§ Problem details
Repeat exactly the lines running from the first line of the data to the line containing "import React from", both ends included, and nothing else; drop the pictures.

§ Collected material
(begin)

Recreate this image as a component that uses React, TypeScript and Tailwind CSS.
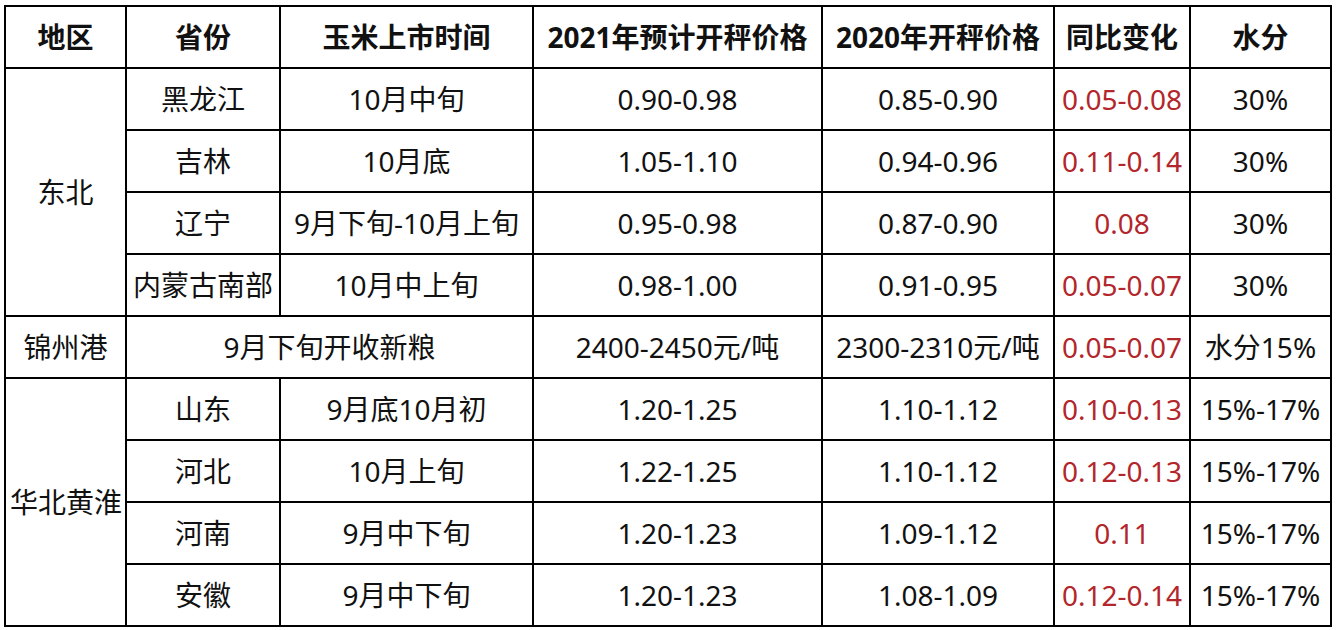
import React from "react";

type Row = {
  region?: { name: string; span: number; left?: boolean };
  province?: string;
  time: string;
  timeSpan?: number;
  p2021: string;
  p2020: string;
  change: string;
  water: string;
};

const rows: Row[] = [
  { region: { name: "东北", span: 4 }, province: "黑龙江", time: "10月中旬", p2021: "0.90-0.98", p2020: "0.85-0.90", change: "0.05-0.08", water: "30%" },
  { province: "吉林", time: "10月底", p2021: "1.05-1.10", p2020: "0.94-0.96", change: "0.11-0.14", water: "30%" },
  { province: "辽宁", time: "9月下旬-10月上旬", p2021: "0.95-0.98", p2020: "0.87-0.90", change: "0.08", water: "30%" },
  { province: "内蒙古南部", time: "10月中上旬", p2021: "0.98-1.00", p2020: "0.91-0.95", change: "0.05-0.07", water: "30%" },
  { region: { name: "锦州港", span: 1 }, time: "9月下旬开收新粮", timeSpan: 2, p2021: "2400-2450元/吨", p2020: "2300-2310元/吨", change: "0.05-0.07", water: "水分15%" },
  { region: { name: "华北黄淮", span: 4, left: true }, province: "山东", time: "9月底10月初", p2021: "1.20-1.25", p2020: "1.10-1.12", change: "0.10-0.13", water: "15%-17%" },
  { province: "河北", time: "10月上旬", p2021: "1.22-1.25", p2020: "1.10-1.12", change: "0.12-0.13", water: "15%-17%" },
  { province: "河南", time: "9月中下旬", p2021: "1.20-1.23", p2020: "1.09-1.12", change: "0.11", water: "15%-17%" },
  { province: "安徽", time: "9月中下旬", p2021: "1.20-1.23", p2020: "1.08-1.09", change: "0.12-0.14", water: "15%-17%" },
];

const headers = ["地区", "省份", "玉米上市时间", "2021年预计开秤价格", "2020年开秤价格", "同比变化", "水分"];

const cell = "border-2 border-black text-center align-middle p-0 whitespace-nowrap";

export default function App() {
  return (
    <div className="min-h-screen bg-white pl-[4px] pt-[5px] font-['Noto_Sans','Noto_Sans_CJK_SC',sans-serif] text-[28px] text-[#111]">
      <table className="border-collapse table-fixed w-[1328px]">
        <colgroup>
          <col className="w-[121px]" />
          <col className="w-[154px]" />
          <col className="w-[253px]" />
          <col className="w-[289px]" />
          <col className="w-[232px]" />
          <col className="w-[136px]" />
          <col className="w-[141px]" />
        </colgroup>
        <thead>
          <tr className="h-[62px]">
            {headers.map((h) => (
              <th key={h} className={`${cell} font-bold`}>
                {h}
              </th>
            ))}
          </tr>
        </thead>
        <tbody>
          {rows.map((r, i) => (
            <tr key={i} className="h-[62px]">
              {r.region && (
                <td
                  rowSpan={r.region.span}
                  className={`${cell} ${r.region.left ? "text-left pl-[4px]" : ""}`}
                >
                  {r.region.name}
                </td>
              )}
              {r.province && <td className={cell}>{r.province}</td>}
              <td colSpan={r.timeSpan} className={cell}>
                {r.time}
              </td>
              <td className={cell}>{r.p2021}</td>
              <td className={cell}>{r.p2020}</td>
              <td className={`${cell} text-[#b3262b]`}>{r.change}</td>
              <td className={cell}>{r.water}</td>
            </tr>
          ))}
        </tbody>
      </table>
    </div>
  );
}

(end)

§ Exercise response
Recreate this image as a component that uses React, TypeScript and Tailwind CSS.
import React from "react";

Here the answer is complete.